What the task asks: Write out the material exactly, without any of its pictures.

Data block:

++++

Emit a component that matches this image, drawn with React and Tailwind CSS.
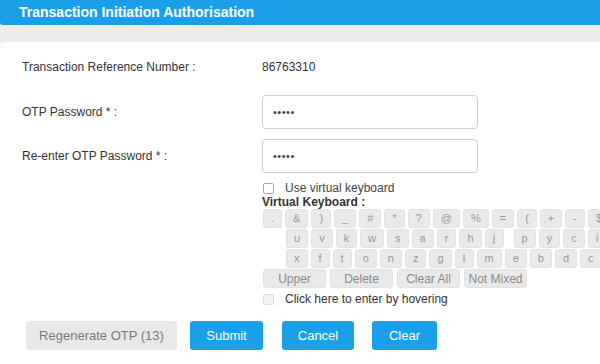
const row1 = [".", "&", ")", "_", "#", "*", "?", "@", "%", "=", "(", "+", "-", "$", "^"];
const row2 = ["u", "v", "k", "w", "s", "a", "r", "h", "j", null, "p", "y", "c", "i", "q"];
const row3 = ["x", "f", "t", "o", "n", "z", "g", "l", "m", "e", "b", "d", "c", "q"];

const Key = ({ k }) => (
  <div className="h-[19px] min-w-[19px] px-[7px] shrink-0 rounded-[3px] bg-[#e9e9e9] border border-[#e2e2e2] text-[11px] text-[#9a9a9a] flex items-center justify-center">
    {k}
  </div>
);

const Box = ({ light }) => (
  <span
    className={
      "w-[11px] h-[11px] rounded-[2px] border " +
      (light ? "border-[#dcdcdc] bg-[#f2f2f2]" : "border-[#a9a9a9] bg-white")
    }
  />
);

const App = () => {
  return (
    <div className="w-[600px] h-[364px] bg-[#ececec] overflow-hidden font-['Liberation_Sans',Arial,sans-serif] text-[#333]">
      {/* Title bar */}
      <div className="h-[25px] bg-[#1a9fe8] pl-[19px] flex items-center text-white text-[14px] font-bold rounded-bl-[3px]">
        Transaction Initiation Authorisation
      </div>

      <div className="mt-[17px] h-[322px] bg-white rounded-tl-[4px] pl-[22px] text-[12px]">
        {/* Reference number */}
        <div className="pt-[18px] flex items-center h-[32px]">
          <div className="w-[240px]">Transaction Reference Number :</div>
          <div>86763310</div>
        </div>

        {/* OTP */}
        <div className="mt-[21px] flex items-center h-[34px]">
          <div className="w-[240px]">OTP Password * :</div>
          <div className="w-[216px] h-[34px] border border-[#cfcfcf] rounded-[4px] pl-[10px] flex items-center text-[11px] tracking-[0.5px] text-[#444]">
            •••••
          </div>
        </div>

        <div className="mt-[10px] flex items-center h-[34px]">
          <div className="w-[240px]">Re-enter OTP Password * :</div>
          <div className="w-[216px] h-[34px] border border-[#cfcfcf] rounded-[4px] pl-[10px] flex items-center text-[11px] tracking-[0.5px] text-[#444]">
            •••••
          </div>
        </div>

        {/* Virtual keyboard */}
        <div className="ml-[241px]">
          <div className="mt-[8px] h-[14px] flex items-center">
            <Box />
            <span className="ml-[11px] text-[#444]">Use virtual keyboard</span>
          </div>
          <div className="h-[13px] flex items-center font-bold text-[12px] text-[#333] -ml-[1px]">
            Virtual Keyboard :
          </div>

          <div className="mt-[1px] flex flex-col gap-[1px]">
            <div className="flex gap-[3px]">
              {row1.map((k, i) => (
                <Key key={i} k={k} />
              ))}
            </div>
            <div className="flex gap-[3px]">
              <div className="w-[20px] shrink-0" />
              {row2.map((k, i) =>
                k ? <Key key={i} k={k} /> : <div key={i} className="w-[4px] shrink-0" />
              )}
            </div>
            <div className="flex gap-[3px]">
              <div className="w-[20px] shrink-0" />
              {row3.map((k, i) => (
                <Key key={i} k={k} />
              ))}
            </div>
            <div className="flex gap-[4px]">
              {["Upper", "Delete", "Clear All", "Not Mixed"].map((b) => (
                <div
                  key={b}
                  className="w-[63px] h-[19px] rounded-[3px] bg-[#e9e9e9] border border-[#e2e2e2] text-[12px] text-[#8a8a8a] flex items-center justify-center"
                >
                  {b}
                </div>
              ))}
            </div>
          </div>

          <div className="mt-[4px] h-[14px] flex items-center">
            <Box light />
            <span className="ml-[11px] text-[#333]">Click here to enter by hovering</span>
          </div>
        </div>

        {/* Actions */}
        <div className="mt-[15px] flex items-center text-[13px]">
          <button className="ml-[4px] w-[151px] h-[29px] rounded-[3px] bg-[#e8e8e8] text-[#7a7a7a]">
            Regenerate OTP (13)
          </button>
          <button className="ml-[13px] w-[73px] h-[29px] rounded-[3px] bg-[#1a9fe8] text-white">
            Submit
          </button>
          <button className="ml-[19px] w-[72px] h-[29px] rounded-[3px] bg-[#1a9fe8] text-white">
            Cancel
          </button>
          <button className="ml-[18px] w-[65px] h-[29px] rounded-[3px] bg-[#1a9fe8] text-white">
            Clear
          </button>
        </div>
      </div>
    </div>
  );
};

export default App;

++++

Problem solution:
Emit a component that matches this image, drawn with React and Tailwind CSS.
const row1 = [".", "&", ")", "_", "#", "*", "?", "@", "%", "=", "(", "+", "-", "$", "^"];
const row2 = ["u", "v", "k", "w", "s", "a", "r", "h", "j", null, "p", "y", "c", "i", "q"];
const row3 = ["x", "f", "t", "o", "n", "z", "g", "l", "m", "e", "b", "d", "c", "q"];

const Key = ({ k }) => (
  <div className="h-[19px] min-w-[19px] px-[7px] shrink-0 rounded-[3px] bg-[#e9e9e9] border border-[#e2e2e2] text-[11px] text-[#9a9a9a] flex items-center justify-center">
    {k}
  </div>
);

const Box = ({ light }) => (
  <span
    className={
      "w-[11px] h-[11px] rounded-[2px] border " +
      (light ? "border-[#dcdcdc] bg-[#f2f2f2]" : "border-[#a9a9a9] bg-white")
    }
  />
);

const App = () => {
  return (
    <div className="w-[600px] h-[364px] bg-[#ececec] overflow-hidden font-['Liberation_Sans',Arial,sans-serif] text-[#333]">
      {/* Title bar */}
      <div className="h-[25px] bg-[#1a9fe8] pl-[19px] flex items-center text-white text-[14px] font-bold rounded-bl-[3px]">
        Transaction Initiation Authorisation
      </div>

      <div className="mt-[17px] h-[322px] bg-white rounded-tl-[4px] pl-[22px] text-[12px]">
        {/* Reference number */}
        <div className="pt-[18px] flex items-center h-[32px]">
          <div className="w-[240px]">Transaction Reference Number :</div>
          <div>86763310</div>
        </div>

        {/* OTP */}
        <div className="mt-[21px] flex items-center h-[34px]">
          <div className="w-[240px]">OTP Password * :</div>
          <div className="w-[216px] h-[34px] border border-[#cfcfcf] rounded-[4px] pl-[10px] flex items-center text-[11px] tracking-[0.5px] text-[#444]">
            •••••
          </div>
        </div>

        <div className="mt-[10px] flex items-center h-[34px]">
          <div className="w-[240px]">Re-enter OTP Password * :</div>
          <div className="w-[216px] h-[34px] border border-[#cfcfcf] rounded-[4px] pl-[10px] flex items-center text-[11px] tracking-[0.5px] text-[#444]">
            •••••
          </div>
        </div>

        {/* Virtual keyboard */}
        <div className="ml-[241px]">
          <div className="mt-[8px] h-[14px] flex items-center">
            <Box />
            <span className="ml-[11px] text-[#444]">Use virtual keyboard</span>
          </div>
          <div className="h-[13px] flex items-center font-bold text-[12px] text-[#333] -ml-[1px]">
            Virtual Keyboard :
          </div>

          <div className="mt-[1px] flex flex-col gap-[1px]">
            <div className="flex gap-[3px]">
              {row1.map((k, i) => (
                <Key key={i} k={k} />
              ))}
            </div>
            <div className="flex gap-[3px]">
              <div className="w-[20px] shrink-0" />
              {row2.map((k, i) =>
                k ? <Key key={i} k={k} /> : <div key={i} className="w-[4px] shrink-0" />
              )}
            </div>
            <div className="flex gap-[3px]">
              <div className="w-[20px] shrink-0" />
              {row3.map((k, i) => (
                <Key key={i} k={k} />
              ))}
            </div>
            <div className="flex gap-[4px]">
              {["Upper", "Delete", "Clear All", "Not Mixed"].map((b) => (
                <div
                  key={b}
                  className="w-[63px] h-[19px] rounded-[3px] bg-[#e9e9e9] border border-[#e2e2e2] text-[12px] text-[#8a8a8a] flex items-center justify-center"
                >
                  {b}
                </div>
              ))}
            </div>
          </div>

          <div className="mt-[4px] h-[14px] flex items-center">
            <Box light />
            <span className="ml-[11px] text-[#333]">Click here to enter by hovering</span>
          </div>
        </div>

        {/* Actions */}
        <div className="mt-[15px] flex items-center text-[13px]">
          <button className="ml-[4px] w-[151px] h-[29px] rounded-[3px] bg-[#e8e8e8] text-[#7a7a7a]">
            Regenerate OTP (13)
          </button>
          <button className="ml-[13px] w-[73px] h-[29px] rounded-[3px] bg-[#1a9fe8] text-white">
            Submit
          </button>
          <button className="ml-[19px] w-[72px] h-[29px] rounded-[3px] bg-[#1a9fe8] text-white">
            Cancel
          </button>
          <button className="ml-[18px] w-[65px] h-[29px] rounded-[3px] bg-[#1a9fe8] text-white">
            Clear
          </button>
        </div>
      </div>
    </div>
  );
};

export default App;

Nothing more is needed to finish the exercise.